Today's US retail sales figure came out a negative 1.2%. Stock market futures immediately turned down, and the prognosticators of a double-dip recession turned up their volumes. Actually, this number isn't surprising since last week's non-farm payrolls came out below expectations. At the same time, core retail sales (which excludes cars, gasoline and building materials) were up 0.1% in May having dropped 0.2% in April. The risk of a double-dip decline is rising, but it is not inevitable. It's not even likely.

The 9.3% drop in receipts from building materials and gardening supplies may or may not be tied to the end of the homebuyer tax credit. What is certain is this one sector of the economy more or less wiped out any good news when aggregated with the other sectors. However, the summer is peak building time, and one would prefer to see the figures for June and July at a bare minimum before declaring the sector a catastrophe as some pundits are currently doing.

Other negative segments are auto and gasoline as well as clothing and accessories. The auto business has suffered recently because the tax credits and "cash for clunkers" program essentially moved purchases forward. That said, the new model year starts in a few weeks, and that may mark a revival in cars. Gasoline sales should rise in terms of gallons sold as the US driving season gets going.

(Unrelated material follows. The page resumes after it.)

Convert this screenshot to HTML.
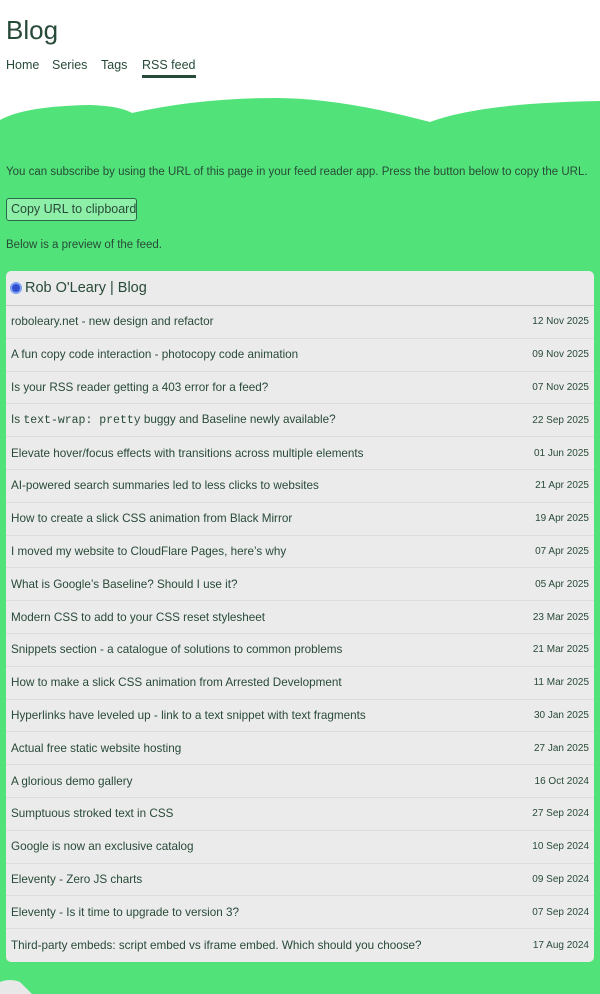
<!DOCTYPE html>
<html><head><meta charset="utf-8"><style>
*{margin:0;padding:0;box-sizing:border-box}
body{width:600px;height:994px;overflow:hidden;background:#fff;font-family:"Liberation Sans",sans-serif;color:#284a38;position:relative}
h1{position:absolute;left:6px;top:15px;font-size:26px;font-weight:400}
nav{position:absolute;left:6px;top:58px;font-size:12.5px}
nav a{position:absolute;top:0;color:#284a38;text-decoration:none;white-space:nowrap}
nav a.cur{border-bottom:3px solid #284a38;padding-bottom:3px}
.green{position:absolute;left:0;top:128px;width:600px;height:866px;background:#51e379}
svg.wave{position:absolute;left:0;top:80px}
p{position:absolute;left:6px;font-size:11.5px;white-space:nowrap}
.btn{position:absolute;left:6px;top:198px;width:131px;height:23px;border:1px solid #2a6a48;border-radius:3px;background:#8ef0a8;font-size:12.5px;padding:3px 0 0 4px;white-space:nowrap}
.card{position:absolute;left:6px;top:271px;width:588px;height:691px;background:#ebebeb;border-radius:5px;overflow:hidden}
.hd{height:35px;border-bottom:1px solid #c8c8c8;font-size:14.5px;padding-left:4px;display:flex;align-items:center;gap:3px}
.ic{width:12px;height:12px;border-radius:50%;background:#3050d0;border:2px solid #7ea0f0;display:inline-block}
.row{height:32.8px;border-bottom:1px solid #dcdcdc;display:flex;justify-content:space-between;align-items:center;padding:0 5px;font-size:11.7px;white-space:nowrap}
.row:last-child{border-bottom:none}
.row span{font-size:10px}
code{font-family:"Liberation Mono",monospace;font-size:11.5px}
</style></head><body>
<h1>Blog</h1>
<nav><a style="left:0">Home</a><a style="left:46px">Series</a><a style="left:95px">Tags</a><a class="cur" style="left:136px">RSS feed</a></nav>
<svg class="wave" width="600" height="50" viewBox="0 0 600 50"><path d="M0 40 Q25 26 90 25 Q120 26 132 33 Q200 18 275 18 Q340 18 430 42 Q480 23 600 21 L600 50 L0 50Z" fill="#51e379"/></svg>
<div class="green"></div>
<p style="top:166px">You can subscribe by using the URL of this page in your feed reader app. Press the button below to copy the URL.</p>
<div class="btn">Copy URL to clipboard</div>
<p style="top:239px">Below is a preview of the feed.</p>
<div class="card">
<div class="hd"><i class="ic"></i>Rob O'Leary | Blog</div>
<div class="row">roboleary.net - new design and refactor<span>12 Nov 2025</span></div>
<div class="row">A fun copy code interaction - photocopy code animation<span>09 Nov 2025</span></div>
<div class="row">Is your RSS reader getting a 403 error for a feed?<span>07 Nov 2025</span></div>
<div class="row"><div>Is <code>text-wrap: pretty</code> buggy and Baseline newly available?</div><span>22 Sep 2025</span></div>
<div class="row">Elevate hover/focus effects with transitions across multiple elements<span>01 Jun 2025</span></div>
<div class="row">AI-powered search summaries led to less clicks to websites<span>21 Apr 2025</span></div>
<div class="row">How to create a slick CSS animation from Black Mirror<span>19 Apr 2025</span></div>
<div class="row">I moved my website to CloudFlare Pages, here’s why<span>07 Apr 2025</span></div>
<div class="row">What is Google’s Baseline? Should I use it?<span>05 Apr 2025</span></div>
<div class="row">Modern CSS to add to your CSS reset stylesheet<span>23 Mar 2025</span></div>
<div class="row">Snippets section - a catalogue of solutions to common problems<span>21 Mar 2025</span></div>
<div class="row">How to make a slick CSS animation from Arrested Development<span>11 Mar 2025</span></div>
<div class="row">Hyperlinks have leveled up - link to a text snippet with text fragments<span>30 Jan 2025</span></div>
<div class="row">Actual free static website hosting<span>27 Jan 2025</span></div>
<div class="row">A glorious demo gallery<span>16 Oct 2024</span></div>
<div class="row">Sumptuous stroked text in CSS<span>27 Sep 2024</span></div>
<div class="row">Google is now an exclusive catalog<span>10 Sep 2024</span></div>
<div class="row">Eleventy - Zero JS charts<span>09 Sep 2024</span></div>
<div class="row">Eleventy - Is it time to upgrade to version 3?<span>07 Sep 2024</span></div>
<div class="row">Third-party embeds: script embed vs iframe embed. Which should you choose?<span>17 Aug 2024</span></div>
</div>
<svg style="position:absolute;left:0;top:978px" width="40" height="16"><path d="M0 4 Q10 0 20 4 L32 16 L0 16Z" fill="#e8e8e8"/></svg>
</body></html>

However, with oil prices wobbly, that may not translate into more dollars spent on fueling the new car. Clothing and accessories are off, but the back-to-school shopping season should right that.

Not surprisingly given that summer is almost here, sporting goods, hobby and book stores sales rose 0.4% percent in May after April's 1.3% drop. Also, receipts at electronics and appliance stores increased 0.6%, reversing the April's fall. It's as if the entire consumer sector has decided to go to the beach for a while and do its spending when it gets back.

What could louse up the current situation is any move by Congress to shrink the deficit by cutting spending or raising taxes before the end of the year. As economic activity rises, so will tax receipts, and therefore, the budget deficit will start shrinking. When the unemployment rate dips below 9%, and not a second sooner, further anti-deficit action will be necessary for the country's long-term prospects. However, the current situation is rather like a house with a hole in the roof, spending on shingles is probably a good idea, even if it's done on credit.